Pierce made the playoffs 14 times, advanced 9 times to conference semis, 4 times advanced to conference finals, 2 times advanced to NBA finals, making him 1-1 in the championship round.
Using the “who’s the better player” criterion, Pierce have a legit case.
Pierce is one of the most complete scorers in NBA history as he can hit shots almost from anywhere in the court, using various kinds of shots. He is also one of the deadliest shotmakers during crunch time.
On the other hand, one could argue that Wade could easily be the third best shooting guard in NBA history. He is also, probably the second best shotblocking guard in the league’s history.
Further, Pierce’s impact was felt more by the teams he played for than Wade.
This could be highlighted when we consider how he made his presence felt even when he was traded out of his comfort zone in Boston. He was still a crucial piece in the playoffs when he was in Brooklyn and in Washington, his final productive years.
Notice how he affected the Nets and Wizards in his lone seasons with them
He was a critical piece in both their playoff runs and how they advanced. His Washington season became an outlier during the John Wall/Bradley Beal era as they registered a record. Their 4-0 pounding of the Raptors was the first sweep of an opponent for a seven game series in franchise history.

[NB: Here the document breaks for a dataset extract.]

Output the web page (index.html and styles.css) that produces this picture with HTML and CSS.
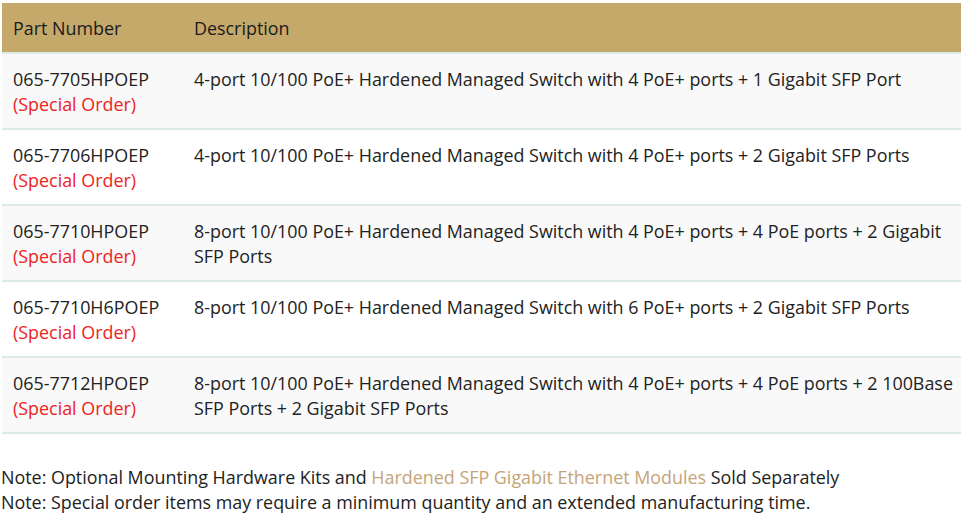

Meanwhile, Wade was nowhere near his Miami self when he went to Chicago and Cleveland.
I’m giving Pierce the nod on the slightest margins in this criterion due to his clutch performance and overall impact on the team.
Overall, I would take Wade as the winner of this match-up by a narrow margin, mainly because of the two more titles he won although with a presumably better lineup because of O’neal and James.
Does Paul have a case?
Pierce’s argument over his statements is that he is using fantasy in the comparison. “If he had Shaq.” “If he had Lebron.”
It is something that we all could just imagine given the vastly unknown possibilities of outcomes due to various factors like team chemistry, team dynamics, coach, etc.
Well, when using fantasy in arguments, one will always have a case. The outcome, however, will also always be debatable because of the same fantasy considerations.